Concerted proton-electron transfers in the oxidation of phenols

The oxidation of phenols is an emblematic example where the mechanisms of proton-coupled electron transfers could be investigated in depth thanks to non-destructive electrochemical techniques such as cyclic voltammetry. A concerted proton-electron transfer could then be shown to be the prevailing pathway in the oxidation of amino-phenols mimicking the tyrosine-histidine couple in Photosystem II. The theoretical model developed on this occasion leads to the introduction of two main parameters characterizing reorganization of heavy atoms in the reactant and in the solvent on the one hand and proton tunneling on the other. When water used as the solvent is at the same time the proton acceptor, the concerted pathway also predominates. It is characterized by a remarkably large standard rate constant both in electrochemistry and in the oxidation by homogenous reactants. Another aspect of the importance of H-bonding in concerted proton-electron transfer is provided by H-bond relays that efficiently mediate the electron transfer-triggered transport of protons between two sites over large distances thanks to the displacement of two protons concerted with electron transfer. Intermediary protonation of the relay is avoided by fine tuning of its H-bond acceptor and donor properties.

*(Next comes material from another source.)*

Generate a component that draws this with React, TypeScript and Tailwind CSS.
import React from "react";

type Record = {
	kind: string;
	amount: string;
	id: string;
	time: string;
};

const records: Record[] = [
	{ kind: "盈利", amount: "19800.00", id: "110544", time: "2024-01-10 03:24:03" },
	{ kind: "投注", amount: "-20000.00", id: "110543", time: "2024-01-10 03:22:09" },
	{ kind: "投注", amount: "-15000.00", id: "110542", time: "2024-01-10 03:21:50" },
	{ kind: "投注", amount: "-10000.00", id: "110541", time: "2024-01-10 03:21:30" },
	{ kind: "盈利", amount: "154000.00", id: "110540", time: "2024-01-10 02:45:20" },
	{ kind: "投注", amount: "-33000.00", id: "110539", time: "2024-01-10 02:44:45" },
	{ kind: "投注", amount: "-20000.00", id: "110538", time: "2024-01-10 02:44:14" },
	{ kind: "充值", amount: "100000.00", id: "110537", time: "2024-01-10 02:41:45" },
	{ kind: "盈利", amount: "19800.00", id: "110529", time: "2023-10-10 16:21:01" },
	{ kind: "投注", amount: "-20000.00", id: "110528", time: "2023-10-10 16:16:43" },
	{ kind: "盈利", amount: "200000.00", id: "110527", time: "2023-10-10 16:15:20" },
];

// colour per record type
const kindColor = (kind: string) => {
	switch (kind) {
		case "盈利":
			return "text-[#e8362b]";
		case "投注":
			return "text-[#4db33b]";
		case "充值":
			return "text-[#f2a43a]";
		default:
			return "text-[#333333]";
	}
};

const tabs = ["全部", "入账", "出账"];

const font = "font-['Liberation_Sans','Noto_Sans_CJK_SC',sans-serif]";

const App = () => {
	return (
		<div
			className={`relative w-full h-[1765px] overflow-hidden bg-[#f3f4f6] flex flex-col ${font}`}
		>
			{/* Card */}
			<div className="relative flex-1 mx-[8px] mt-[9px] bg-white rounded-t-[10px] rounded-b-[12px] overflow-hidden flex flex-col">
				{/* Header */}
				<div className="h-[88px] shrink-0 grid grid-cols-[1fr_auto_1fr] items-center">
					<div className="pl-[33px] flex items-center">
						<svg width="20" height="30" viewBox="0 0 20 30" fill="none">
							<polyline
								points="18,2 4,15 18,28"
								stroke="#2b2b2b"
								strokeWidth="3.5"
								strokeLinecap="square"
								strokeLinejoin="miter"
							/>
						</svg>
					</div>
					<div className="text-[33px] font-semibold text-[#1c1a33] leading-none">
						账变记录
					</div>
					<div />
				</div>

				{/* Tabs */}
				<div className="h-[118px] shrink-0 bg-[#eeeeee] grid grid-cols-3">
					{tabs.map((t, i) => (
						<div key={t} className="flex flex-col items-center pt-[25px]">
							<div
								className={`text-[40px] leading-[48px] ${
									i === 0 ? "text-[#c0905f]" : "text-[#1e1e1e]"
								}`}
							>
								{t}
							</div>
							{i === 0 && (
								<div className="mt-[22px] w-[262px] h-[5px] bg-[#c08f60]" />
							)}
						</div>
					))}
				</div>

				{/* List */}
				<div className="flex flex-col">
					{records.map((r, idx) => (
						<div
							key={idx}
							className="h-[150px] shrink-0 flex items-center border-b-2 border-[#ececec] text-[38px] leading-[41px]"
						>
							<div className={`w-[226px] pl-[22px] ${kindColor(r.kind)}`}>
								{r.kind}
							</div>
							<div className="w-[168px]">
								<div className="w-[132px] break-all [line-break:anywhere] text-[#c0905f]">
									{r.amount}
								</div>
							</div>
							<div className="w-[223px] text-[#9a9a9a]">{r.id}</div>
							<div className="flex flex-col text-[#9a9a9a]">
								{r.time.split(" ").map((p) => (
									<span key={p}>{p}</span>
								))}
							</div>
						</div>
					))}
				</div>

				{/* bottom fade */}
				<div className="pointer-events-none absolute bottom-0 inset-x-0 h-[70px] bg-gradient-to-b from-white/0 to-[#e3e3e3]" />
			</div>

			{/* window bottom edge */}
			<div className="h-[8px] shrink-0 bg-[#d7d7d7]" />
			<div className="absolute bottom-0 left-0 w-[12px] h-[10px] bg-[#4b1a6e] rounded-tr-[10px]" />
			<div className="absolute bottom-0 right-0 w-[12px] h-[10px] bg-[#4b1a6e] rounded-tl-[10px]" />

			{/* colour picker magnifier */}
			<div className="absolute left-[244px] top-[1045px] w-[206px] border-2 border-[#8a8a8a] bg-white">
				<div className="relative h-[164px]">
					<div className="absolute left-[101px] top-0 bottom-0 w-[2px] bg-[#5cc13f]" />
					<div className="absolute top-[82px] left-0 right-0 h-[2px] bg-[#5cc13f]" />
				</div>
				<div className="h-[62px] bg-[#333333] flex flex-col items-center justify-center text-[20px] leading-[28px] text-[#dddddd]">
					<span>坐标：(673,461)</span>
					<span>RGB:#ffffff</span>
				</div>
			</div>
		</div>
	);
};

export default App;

The electrochemical approach to concerted proton--electron transfers in the oxidation of phenols in water

Establishing mechanisms and intrinsic reactivity in the oxidation of phenol with water as the proton acceptor is a fundamental task relevant to many reactions occurring in natural systems. Thanks to the easy measure of the reaction kinetics by the current and the setting of the driving force by the electrode potential, the electrochemical approach is particularly suited to this endeavor. Despite challenging difficulties related to self-inhibition blocking the electrode surface, experimental conditions were established that allowed a reliable analysis of the thermodynamics and mechanisms of the proton-coupled electron-transfer oxidation of phenol to be carried out by means of cyclic voltammetry. The thermodynamic characterization was conducted in buffer media whereas the mechanisms were revealed in unbuffered water. Unambiguous evidence of a concerted proton-electron transfer mechanism, with water as proton acceptor, was thus gathered by simulation of the experimental data with appropriately derived theoretical relationships, leading to the determination of a remarkably large intrinsic rate constant. The same strategy also allowed the quantitative analysis of the competition between the concerted proton-electron transfer pathway and an OH(-)-triggered stepwise pathway (proton transfer followed by electron transfer) at high pHs. Investigation of the passage between unbuffered and buffered media with the example of the PO(4)H(2)(-)/PO(4)H(2-) couple revealed the prevalence of a mechanism involving a proton transfer preceding an electron transfer over a PO(4)H(2-)-triggered concerted process.